Module | SuffixArrayDelta |
In: |
lib/sadelta.rb
|
A Suffix Array Delta (or Suffix Tree Delta as well) is a method of producing a delta which is reasonably small, favors small changes, and is fairly fast by searching for matching/non-matching regions using the suffix array.
The Suffix Array implementation is a C extension which wraps a suffix array construction algorithm written by Sean Quinlan and Sean Doward. Their library is licensed under the Plan 9 Open Source license (see ext/sarray/sarray.c for details).
If you want to quickly make and read deltas then use the SuffixArrayDelta#make_delta and SuffixArrayDelta#apply_delta functions. Also look at the ApplyDeltaCommand, MakeDeltaCommand, and ShowDeltaCommand for alternative ways to use this module.
The SuffixArrayDelta module consists of four classes:
[SuffixArray] C extension that does the grunt work of creating a suffix array and doing searches. [Emitter] Responsible for taking INSERT and MATCH events and "doing something" with them. [DeltaGenerator] Takes a Suffix Array, a target, and an Emitter, and then generates INSERT and MATCH events until finished. This makes delta files, but the emitter allows other options. [DeltaReader] Reads in a delta "file" (input source) and generates INSERT/MATCH events to an Emitter. This allows applying the delta (ApplyEmitter), or printing it out (LogEmitter).
The SuffixArray is not defined in this module, but in the suffix_array.c extension.
This design allows for flexible configuration of the delta processing operations, and let’s people use them in new situations, but most of the time you’ll just want to make and apply deltas without having to worry about how to "wire" the classes together. The two functions SuffixArrayDelta#make_delta and SuffixArray#apply_delta both do this for you and are used in the ApplyChangeSetCommand and MakeChangeSetCommand classes.
The actual delta creation algorithm is very simple since the SuffixArray class does all the heavy lifting. The key to how it works is the fact that we can make a suffix array fairly quickly, and then use that suffix array to find matching/non-matching regions between two strings. The delta creation simply involves taking the SuffixArray and calling SuffixArray#longest_nonmatch until we’ve exhausted the target string’s data.

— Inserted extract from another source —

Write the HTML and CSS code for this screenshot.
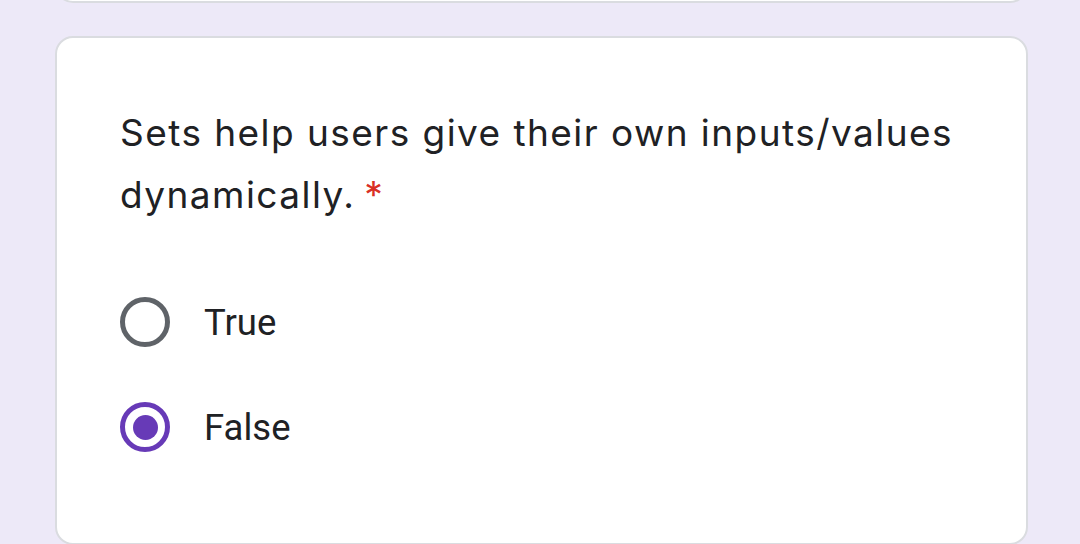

Each call to SuffixArray#longest_nonmatch returns a triplet of [non-match length, match start, match-length] which is used to send INSERT and MATCH events to the Emitter.
Refer to SuffixArrayDelta#generate for more details, and SuffixArray#longest_nonmatch for how matching/non-matching is done.
Once a series of INSERT/MATCH records is recorded, we can reconstruct the target file given only the delta and the source. We simply process each record by sending it to an ApplyEmitter which either INSERTs the required block of data, or writes/copies the MATCH region from the source. The end result is a (hopefully) exact replica of the target file.
Right now the algorithm is written to be as correct as possible, but not as fast as possible. Some possible improvements are:
* Use some of the more recent suffix array construction algorithms which are possibly faster. * Implement a better search algorithm. Currently the search algorithm is a traditional binary search and must rescan the target until it finds a full match. * Use a smaller delta encoding. Currently uses a byte followed by a set of 32 bit integers and possible INSERT data. BER encoding would work, but the current Array#pack and String#unpack functions don't handle streaming very well. * Experiment with different caching options, pre-generating the suffix array, and maybe mmap files.
The only format that matters at the moment is the delta file format created by the SuffixArrayDelta::FileEmitter, and read by the SuffixArray::DeltaReader. The file consists of a sequence of INSERT and MATCH records. Each records has the format:
[INSERT] byte=0 uint32(length) string(data) -- string is not 0 terminated. [MATCH] byte=1 uint32(start) uint32(length)
The uint32 is a little-endian (think Intel) byte order. This is only an artifact of my using an Intel machine to make the program, and also a choice based on the fact that most of the entire world uses little-endian machines, so converting to network byte-order is retarded. Future versions may change this.
A Convenience method that takes a source data set (String like), a delta input source (IO like), and an output source (IO like). It then wires together the necessary SuffixArrayDelta objects to re-create a file based on the source and delta, writing the results to out.
A Convenience method that takes a source data set (String like), a target data set (String like) and an output target (IO like). It then wires together all of the objects in SuffixArrayDelta required to create a delta and write it to output.